Amendment to the "Introduction" Section of the RBSG Registration Document

By virtue of this Supplement, the following paragraph on page 1 of the RBSG Registration Document which is incorporated by reference into the Offering Memorandum and the Base Prospectus:

"This document constitutes a registration document ("Registration Document") for the purposes of Article 5.3 of Directive 2003/71/EC (the "Prospectus Directive") and has been prepared for the purpose of giving information with respect to The Royal Bank of Scotland Group plc (the "Issuer" or "RBSG"), whose registered office address appears on the last page of this Registration Document, and its subsidiary and associated undertakings (RBSG, together with its subsidiary and associated undertakings, the "Group") which, according to the particular nature of the Issuer and the securities which it may offer to the public or apply to have admitted to trading on a regulated market, is necessary to enable investors to make an informed assessment of the assets and liabilities, financial position, profit and losses and prospects of the Issuer."
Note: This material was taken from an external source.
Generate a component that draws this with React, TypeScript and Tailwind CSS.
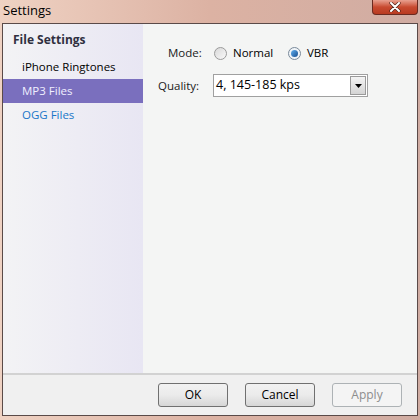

shall, for the purposes of being incorporated by reference into the Offering Memorandum and the Base Prospectus, be deemed to be deleted and replaced with the following sentence:

"This document constitutes a registration document ("Registration Document") for the purposes of Article 5.3 of Directive 2003/71/EC (the "Prospectus Directive") and has been prepared for the purpose of giving information with respect to The Royal Bank of Scotland Group plc (the "Issuer" or "RBSG"), whose registered office address appears on the last page of this Registration Document, and its subsidiaries consolidated in accordance with International Financial Reporting Standards (RBSG, together with its subsidiaries consolidated in accordance with International Financial Reporting Standards, the "Group") which, according to the particular nature of the Issuer and the securities which it may offer to the public or apply to have admitted to trading on a regulated market, is necessary to enable investors to make an informed assessment of the assets and liabilities, financial position, profit and losses and prospects of the Issuer."

Defined Terms Used in the Offering Memorandum and the Base Prospectus

Page 5 of the Offering Memorandum and the Base Prospectus contains a definition of "Disclosure relating to the Issuers and the Guarantor." By virtue of this Supplement:

(a) the information no longer incorporated into the Offering Memorandum and the Base Prospectus, as set out under the heading "Disincorporation of Information Incorporated by Reference into the Offering Memorandum and Base Prospectus" in this Supplement, shall be deemed to be removed from the definition of "Disclosure relating to the Issuers and the Guarantor" in the Offering Memorandum and the Base Prospectus; and

(b) the information contained in this Supplement and incorporated by reference into the Offering Memorandum and the Base Prospectus, as set out under the heading "Incorporation of Information by Reference into the Offering Memorandum and the Base Prospectus" in this Supplement, shall be deemed to be included within the definition of "Disclosure relating to the Issuers and the Guarantor" in the Offering Memorandum and the Base Prospectus.

If the documents which are incorporated by reference in the Offering Memorandum and the Base Prospectus by virtue of this Supplement themselves incorporate any information or other documents therein, either expressly or implicitly, such information or other documents will not form part of the Offering Memorandum and the Base Prospectus for the purposes of the Prospectus Directive except where such information or other documents are specifically incorporated by reference in, or attached to, the Offering Memorandum and the Base Prospectus by virtue of this Supplement.

To the extent that there is any inconsistency between any statement in or incorporated by reference in the Offering Memorandum or the Base Prospectus by virtue of this Supplement and any other statement in or incorporated by reference in the Offering Memorandum or the Base Prospectus, the statements in or incorporated by reference in the Prospectus by virtue of this Supplement will prevail.

Save as disclosed in this Supplement or in any document incorporated by reference in the Base Prospectus by virtue of this Supplement, no other significant new factor, material mistake or inaccuracy relating to information included in the Base Prospectus has arisen or been noted, as the case may be, since the publication of the Base Prospectus.

Investors should be aware of their rights under Section 87Q(4) of the FSMA.